Over the years, we went to a smattering of conferences, but each year I went to fewer and fewer panels, as they tend to repeat and I learned you can only soak up so much information. In 2015 in Minneapolis, I mostly had lunch and dinner with friends, a most pleasant experience, but I'd realized the conference fee had been a waste. Next time, I resolved, I would go to AWP without going to AWP.

Last year in Tampa, with my novel just out, I didn't get to do that. But *this* year, in Portland, it finally happened, and I highly recommend it to folks who've been around the AWP block. I was more relaxed. More hydrated! I had time to stay on top of my online teaching, so less stressed.

Now for some highlights:

Wednesday night, we started at The Old Portland, a wine bar owned by Courtney Taylor-Taylor of the Dandy Warhols. They only serve old French wine; I misheard the description of the Corsican rosé as "foggy" and enjoyed it very much; Michael enjoyed a ten-year-old red Bordeaux. Then, the very Portland-y (more stoner than twee Portlandia) bartender said, "Yeah, we don't like advertise or anything," and showed us the Odditorium, the band's 10,000-foot "clubhouse," where they rehearse, record, film music videos, and the like. It was cavernous and quiet. Michael, a big Dandy Warhols fan, was in heaven.

"Ice Cream," the mono-print I made at VSC when I was sad that the ice cream shop had closed and there was no ice cream to be had.

Thursday afternoon, we went to the Vermont Studio Center alumni happy hour. I'd finished a first draft of Daughters of the Air there back in 2007. Three former literary staff read poetry from their recent releases. A line from Nandi Comer's American Family: A Syndrome: "If there is blood, the artist has chosen to omit it." Ryan Walsh spoke of the connection between visual art and writing at VSC (I still cherish learning how to make a mono-print there) and vegetable poems. Zayne Turner read from "Her Radioactive Materials."

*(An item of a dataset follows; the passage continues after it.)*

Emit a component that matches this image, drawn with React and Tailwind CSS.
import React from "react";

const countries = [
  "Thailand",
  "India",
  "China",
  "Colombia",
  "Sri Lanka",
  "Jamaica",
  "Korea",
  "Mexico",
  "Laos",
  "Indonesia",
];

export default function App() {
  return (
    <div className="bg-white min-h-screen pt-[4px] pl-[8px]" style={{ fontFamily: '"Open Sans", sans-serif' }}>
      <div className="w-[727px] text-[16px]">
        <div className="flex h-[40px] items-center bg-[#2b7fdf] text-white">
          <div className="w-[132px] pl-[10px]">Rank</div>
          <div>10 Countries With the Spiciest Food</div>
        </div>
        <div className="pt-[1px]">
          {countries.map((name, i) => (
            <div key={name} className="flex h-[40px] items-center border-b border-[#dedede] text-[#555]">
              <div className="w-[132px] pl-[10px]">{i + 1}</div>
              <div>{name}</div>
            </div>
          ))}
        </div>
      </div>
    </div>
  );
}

Most of the other readings I attended featured numerous readers, so, forthwith, more of a collage:

At Strange Theater: A Fabulist Reading, there were spiders and trousseaus and swans roasted in revenge and Japanese monsters and red rooms and porcine men and tyrants and cauliflower-fueled murder. A doll's head was raffled off, among other trinkets; I offered a rare talisman of Cyndi Lauper's trip to Yemen.

Friday, we went to the PageBoy Magazine Happy Hour, featuring 17-word poems and prose. It was a fun afternoon of zingy one-liners and dreamy experimental works and Gertrude Stein jokes. Then we were off to Literary Bingo with Lilla Lit, a new Portland-based reading series; it was fast and furious with four-minute readings (a loud buzzer ushered off writers going over). Chocolate was pelted at every shout of "bingo!"; I caught a peanut-butter ball overhead with my left hand and won a copy of Jennifer Perrine's In the Human Zoo. I also read a poem and someone won a copy of Daughters of the Air. All readings should have strict word and time limits and buzzers and prizes!

Saturday, we paid $5 to get into the convention center book fair. I had a lovely time chatting with Chicago-based folks in advance of our move (yes! big news tucked away over here; more on that in a future post), signing books at the Lanternfish Press table, and seeing fellow LFP authors Charles J. Eskew (Tales of the Astonishing Black Spark) and Andrew Katz (The Vampire Gideon's Suicide Hotline and Halfway House for Orphaned Girls). It was also super cool meeting Carmen Maria Machado, who signed Her Body and Other Parties and Carmilla, an LFP reprint of a lesbian vampire romance that predates Dracula, with a Borgesian introduction and footnotes by Machado.

Fun!

We also picked up a whole slew of poetry in translation (from Romanian and Hebrew), essays on art, novels, short story collections. I can't wait to read it all! Our last stop was the Northwest Micropress Fair at the Ace Hotel, where I signed copies of Sugar, my chapbook from Chin Music Press, and hung out with regional small presses, which felt like a special little send off before we leave the Pacific Northwest.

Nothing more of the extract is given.